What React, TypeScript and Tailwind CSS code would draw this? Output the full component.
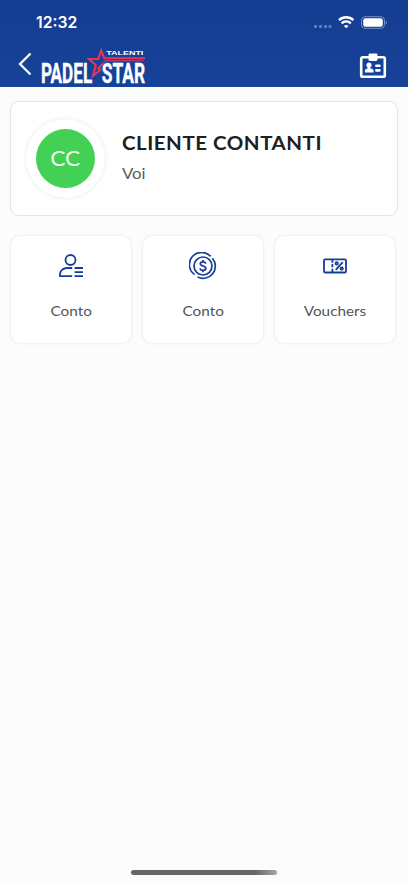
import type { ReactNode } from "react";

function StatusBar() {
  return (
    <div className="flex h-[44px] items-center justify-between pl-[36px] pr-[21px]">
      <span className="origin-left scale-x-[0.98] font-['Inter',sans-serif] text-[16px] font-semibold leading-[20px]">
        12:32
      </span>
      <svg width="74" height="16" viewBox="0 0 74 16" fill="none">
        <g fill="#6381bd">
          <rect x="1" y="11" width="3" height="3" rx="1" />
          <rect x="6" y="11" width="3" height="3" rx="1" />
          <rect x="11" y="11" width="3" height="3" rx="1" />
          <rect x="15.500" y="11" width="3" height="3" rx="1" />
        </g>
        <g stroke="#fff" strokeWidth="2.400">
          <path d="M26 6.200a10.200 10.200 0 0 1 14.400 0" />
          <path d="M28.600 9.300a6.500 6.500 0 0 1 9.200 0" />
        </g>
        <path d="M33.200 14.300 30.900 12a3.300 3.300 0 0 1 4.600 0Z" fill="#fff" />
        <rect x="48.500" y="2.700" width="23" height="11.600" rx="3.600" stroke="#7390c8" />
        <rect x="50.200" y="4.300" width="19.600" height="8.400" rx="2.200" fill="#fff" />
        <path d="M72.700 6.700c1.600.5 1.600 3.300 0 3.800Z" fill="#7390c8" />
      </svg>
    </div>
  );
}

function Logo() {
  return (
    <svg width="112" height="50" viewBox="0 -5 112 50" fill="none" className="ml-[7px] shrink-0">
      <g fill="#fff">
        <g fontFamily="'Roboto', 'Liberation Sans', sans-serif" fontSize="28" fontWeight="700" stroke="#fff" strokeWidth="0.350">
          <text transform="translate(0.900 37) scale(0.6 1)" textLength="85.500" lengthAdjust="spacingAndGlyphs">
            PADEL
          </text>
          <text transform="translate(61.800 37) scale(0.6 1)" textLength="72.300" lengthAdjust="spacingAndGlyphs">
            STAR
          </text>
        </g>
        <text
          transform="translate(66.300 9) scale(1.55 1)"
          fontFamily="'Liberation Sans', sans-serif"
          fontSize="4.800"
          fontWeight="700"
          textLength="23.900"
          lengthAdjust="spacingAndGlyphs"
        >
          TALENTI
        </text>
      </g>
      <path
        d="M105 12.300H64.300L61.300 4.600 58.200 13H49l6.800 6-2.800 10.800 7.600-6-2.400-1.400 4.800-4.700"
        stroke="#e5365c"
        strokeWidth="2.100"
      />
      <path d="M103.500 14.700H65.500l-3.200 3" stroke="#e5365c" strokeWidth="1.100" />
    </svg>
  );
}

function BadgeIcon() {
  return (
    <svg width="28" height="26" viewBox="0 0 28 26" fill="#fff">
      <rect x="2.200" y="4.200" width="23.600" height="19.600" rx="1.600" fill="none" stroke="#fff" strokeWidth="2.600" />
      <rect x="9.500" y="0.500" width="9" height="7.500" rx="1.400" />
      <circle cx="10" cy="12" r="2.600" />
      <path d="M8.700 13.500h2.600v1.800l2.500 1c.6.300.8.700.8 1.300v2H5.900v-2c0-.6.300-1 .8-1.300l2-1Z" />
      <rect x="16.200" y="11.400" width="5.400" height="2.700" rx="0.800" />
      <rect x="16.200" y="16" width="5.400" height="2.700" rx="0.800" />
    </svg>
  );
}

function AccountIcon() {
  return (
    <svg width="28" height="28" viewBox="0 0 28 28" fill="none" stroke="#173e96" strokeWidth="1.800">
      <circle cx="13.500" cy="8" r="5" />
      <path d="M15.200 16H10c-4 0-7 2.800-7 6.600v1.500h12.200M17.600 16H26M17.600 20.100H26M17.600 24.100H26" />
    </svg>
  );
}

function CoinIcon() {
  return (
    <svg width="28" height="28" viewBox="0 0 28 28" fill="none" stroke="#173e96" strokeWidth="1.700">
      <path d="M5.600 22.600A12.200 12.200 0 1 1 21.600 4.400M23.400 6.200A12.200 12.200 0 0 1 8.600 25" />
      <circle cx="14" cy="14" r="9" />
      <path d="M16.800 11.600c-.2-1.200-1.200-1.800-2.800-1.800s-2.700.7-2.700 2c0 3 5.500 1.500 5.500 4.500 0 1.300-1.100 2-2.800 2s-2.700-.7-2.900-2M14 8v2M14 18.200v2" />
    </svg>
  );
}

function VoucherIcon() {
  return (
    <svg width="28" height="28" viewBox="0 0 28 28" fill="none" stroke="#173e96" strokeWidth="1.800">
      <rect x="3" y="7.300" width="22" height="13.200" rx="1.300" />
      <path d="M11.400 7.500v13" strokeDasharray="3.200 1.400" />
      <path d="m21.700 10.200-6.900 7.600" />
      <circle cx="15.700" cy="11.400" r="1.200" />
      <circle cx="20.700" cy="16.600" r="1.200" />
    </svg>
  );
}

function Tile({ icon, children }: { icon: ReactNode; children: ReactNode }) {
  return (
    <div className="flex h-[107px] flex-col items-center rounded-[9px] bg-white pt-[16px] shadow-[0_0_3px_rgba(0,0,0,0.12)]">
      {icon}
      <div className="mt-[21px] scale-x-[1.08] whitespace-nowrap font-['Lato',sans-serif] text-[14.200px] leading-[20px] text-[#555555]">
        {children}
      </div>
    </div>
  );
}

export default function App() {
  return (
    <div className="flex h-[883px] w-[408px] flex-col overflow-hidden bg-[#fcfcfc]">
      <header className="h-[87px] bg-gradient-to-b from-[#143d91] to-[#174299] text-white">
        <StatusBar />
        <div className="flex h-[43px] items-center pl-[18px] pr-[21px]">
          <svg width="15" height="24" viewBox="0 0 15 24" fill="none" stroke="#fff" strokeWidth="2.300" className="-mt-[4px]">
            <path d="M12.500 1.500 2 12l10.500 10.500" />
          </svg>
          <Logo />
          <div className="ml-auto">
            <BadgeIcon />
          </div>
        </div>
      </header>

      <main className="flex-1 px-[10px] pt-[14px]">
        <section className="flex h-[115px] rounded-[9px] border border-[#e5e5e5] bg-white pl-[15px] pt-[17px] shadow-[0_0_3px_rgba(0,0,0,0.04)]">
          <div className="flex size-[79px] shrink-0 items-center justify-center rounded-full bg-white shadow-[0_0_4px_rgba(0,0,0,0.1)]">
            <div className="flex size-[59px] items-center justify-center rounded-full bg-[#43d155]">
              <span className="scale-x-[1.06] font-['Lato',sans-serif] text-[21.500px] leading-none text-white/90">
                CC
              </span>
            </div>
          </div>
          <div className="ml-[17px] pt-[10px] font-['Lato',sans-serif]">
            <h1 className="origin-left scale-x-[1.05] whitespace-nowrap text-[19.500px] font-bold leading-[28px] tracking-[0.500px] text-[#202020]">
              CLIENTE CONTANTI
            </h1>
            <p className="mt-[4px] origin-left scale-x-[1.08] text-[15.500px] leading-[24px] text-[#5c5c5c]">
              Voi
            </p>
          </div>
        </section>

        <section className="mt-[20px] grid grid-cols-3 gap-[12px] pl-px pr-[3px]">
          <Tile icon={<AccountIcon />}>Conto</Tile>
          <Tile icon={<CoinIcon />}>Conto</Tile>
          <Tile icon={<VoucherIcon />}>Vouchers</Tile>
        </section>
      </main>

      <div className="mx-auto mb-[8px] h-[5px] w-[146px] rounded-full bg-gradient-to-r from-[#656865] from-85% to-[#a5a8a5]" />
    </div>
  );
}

++++

* OBJECTIVE *
Exactly as written, return every line of the listing, but not the pictures.

* WRITTEN SOLUTION *
What React, TypeScript and Tailwind CSS code would draw this? Output the full component.
import type { ReactNode } from "react";

function StatusBar() {
  return (
    <div className="flex h-[44px] items-center justify-between pl-[36px] pr-[21px]">
      <span className="origin-left scale-x-[0.98] font-['Inter',sans-serif] text-[16px] font-semibold leading-[20px]">
        12:32
      </span>
      <svg width="74" height="16" viewBox="0 0 74 16" fill="none">
        <g fill="#6381bd">
          <rect x="1" y="11" width="3" height="3" rx="1" />
          <rect x="6" y="11" width="3" height="3" rx="1" />
          <rect x="11" y="11" width="3" height="3" rx="1" />
          <rect x="15.500" y="11" width="3" height="3" rx="1" />
        </g>
        <g stroke="#fff" strokeWidth="2.400">
          <path d="M26 6.200a10.200 10.200 0 0 1 14.400 0" />
          <path d="M28.600 9.300a6.500 6.500 0 0 1 9.200 0" />
        </g>
        <path d="M33.200 14.300 30.900 12a3.300 3.300 0 0 1 4.600 0Z" fill="#fff" />
        <rect x="48.500" y="2.700" width="23" height="11.600" rx="3.600" stroke="#7390c8" />
        <rect x="50.200" y="4.300" width="19.600" height="8.400" rx="2.200" fill="#fff" />
        <path d="M72.700 6.700c1.600.5 1.600 3.300 0 3.800Z" fill="#7390c8" />
      </svg>
    </div>
  );
}

function Logo() {
  return (
    <svg width="112" height="50" viewBox="0 -5 112 50" fill="none" className="ml-[7px] shrink-0">
      <g fill="#fff">
        <g fontFamily="'Roboto', 'Liberation Sans', sans-serif" fontSize="28" fontWeight="700" stroke="#fff" strokeWidth="0.350">
          <text transform="translate(0.900 37) scale(0.6 1)" textLength="85.500" lengthAdjust="spacingAndGlyphs">
            PADEL
          </text>
          <text transform="translate(61.800 37) scale(0.6 1)" textLength="72.300" lengthAdjust="spacingAndGlyphs">
            STAR
          </text>
        </g>
        <text
          transform="translate(66.300 9) scale(1.55 1)"
          fontFamily="'Liberation Sans', sans-serif"
          fontSize="4.800"
          fontWeight="700"
          textLength="23.900"
          lengthAdjust="spacingAndGlyphs"
        >
          TALENTI
        </text>
      </g>
      <path
        d="M105 12.300H64.300L61.300 4.600 58.200 13H49l6.800 6-2.800 10.800 7.600-6-2.400-1.400 4.800-4.700"
        stroke="#e5365c"
        strokeWidth="2.100"
      />
      <path d="M103.500 14.700H65.500l-3.200 3" stroke="#e5365c" strokeWidth="1.100" />
    </svg>
  );
}

function BadgeIcon() {
  return (
    <svg width="28" height="26" viewBox="0 0 28 26" fill="#fff">
      <rect x="2.200" y="4.200" width="23.600" height="19.600" rx="1.600" fill="none" stroke="#fff" strokeWidth="2.600" />
      <rect x="9.500" y="0.500" width="9" height="7.500" rx="1.400" />
      <circle cx="10" cy="12" r="2.600" />
      <path d="M8.700 13.500h2.600v1.800l2.500 1c.6.300.8.700.8 1.300v2H5.900v-2c0-.6.300-1 .8-1.300l2-1Z" />
      <rect x="16.200" y="11.400" width="5.400" height="2.700" rx="0.800" />
      <rect x="16.200" y="16" width="5.400" height="2.700" rx="0.800" />
    </svg>
  );
}

function AccountIcon() {
  return (
    <svg width="28" height="28" viewBox="0 0 28 28" fill="none" stroke="#173e96" strokeWidth="1.800">
      <circle cx="13.500" cy="8" r="5" />
      <path d="M15.200 16H10c-4 0-7 2.800-7 6.600v1.500h12.200M17.600 16H26M17.600 20.100H26M17.600 24.100H26" />
    </svg>
  );
}

function CoinIcon() {
  return (
    <svg width="28" height="28" viewBox="0 0 28 28" fill="none" stroke="#173e96" strokeWidth="1.700">
      <path d="M5.600 22.600A12.200 12.200 0 1 1 21.600 4.400M23.400 6.200A12.200 12.200 0 0 1 8.600 25" />
      <circle cx="14" cy="14" r="9" />
      <path d="M16.800 11.600c-.2-1.200-1.200-1.800-2.800-1.800s-2.700.7-2.700 2c0 3 5.500 1.500 5.500 4.500 0 1.300-1.100 2-2.800 2s-2.700-.7-2.900-2M14 8v2M14 18.200v2" />
    </svg>
  );
}

function VoucherIcon() {
  return (
    <svg width="28" height="28" viewBox="0 0 28 28" fill="none" stroke="#173e96" strokeWidth="1.800">
      <rect x="3" y="7.300" width="22" height="13.200" rx="1.300" />
      <path d="M11.400 7.500v13" strokeDasharray="3.200 1.400" />
      <path d="m21.700 10.200-6.900 7.600" />
      <circle cx="15.700" cy="11.400" r="1.200" />
      <circle cx="20.700" cy="16.600" r="1.200" />
    </svg>
  );
}

function Tile({ icon, children }: { icon: ReactNode; children: ReactNode }) {
  return (
    <div className="flex h-[107px] flex-col items-center rounded-[9px] bg-white pt-[16px] shadow-[0_0_3px_rgba(0,0,0,0.12)]">
      {icon}
      <div className="mt-[21px] scale-x-[1.08] whitespace-nowrap font-['Lato',sans-serif] text-[14.200px] leading-[20px] text-[#555555]">
        {children}
      </div>
    </div>
  );
}

export default function App() {
  return (
    <div className="flex h-[883px] w-[408px] flex-col overflow-hidden bg-[#fcfcfc]">
      <header className="h-[87px] bg-gradient-to-b from-[#143d91] to-[#174299] text-white">
        <StatusBar />
        <div className="flex h-[43px] items-center pl-[18px] pr-[21px]">
          <svg width="15" height="24" viewBox="0 0 15 24" fill="none" stroke="#fff" strokeWidth="2.300" className="-mt-[4px]">
            <path d="M12.500 1.500 2 12l10.500 10.500" />
          </svg>
          <Logo />
          <div className="ml-auto">
            <BadgeIcon />
          </div>
        </div>
      </header>

      <main className="flex-1 px-[10px] pt-[14px]">
        <section className="flex h-[115px] rounded-[9px] border border-[#e5e5e5] bg-white pl-[15px] pt-[17px] shadow-[0_0_3px_rgba(0,0,0,0.04)]">
          <div className="flex size-[79px] shrink-0 items-center justify-center rounded-full bg-white shadow-[0_0_4px_rgba(0,0,0,0.1)]">
            <div className="flex size-[59px] items-center justify-center rounded-full bg-[#43d155]">
              <span className="scale-x-[1.06] font-['Lato',sans-serif] text-[21.500px] leading-none text-white/90">
                CC
              </span>
            </div>
          </div>
          <div className="ml-[17px] pt-[10px] font-['Lato',sans-serif]">
            <h1 className="origin-left scale-x-[1.05] whitespace-nowrap text-[19.500px] font-bold leading-[28px] tracking-[0.500px] text-[#202020]">
              CLIENTE CONTANTI
            </h1>
            <p className="mt-[4px] origin-left scale-x-[1.08] text-[15.500px] leading-[24px] text-[#5c5c5c]">
              Voi
            </p>
          </div>
        </section>

        <section className="mt-[20px] grid grid-cols-3 gap-[12px] pl-px pr-[3px]">
          <Tile icon={<AccountIcon />}>Conto</Tile>
          <Tile icon={<CoinIcon />}>Conto</Tile>
          <Tile icon={<VoucherIcon />}>Vouchers</Tile>
        </section>
      </main>

      <div className="mx-auto mb-[8px] h-[5px] w-[146px] rounded-full bg-gradient-to-r from-[#656865] from-85% to-[#a5a8a5]" />
    </div>
  );
}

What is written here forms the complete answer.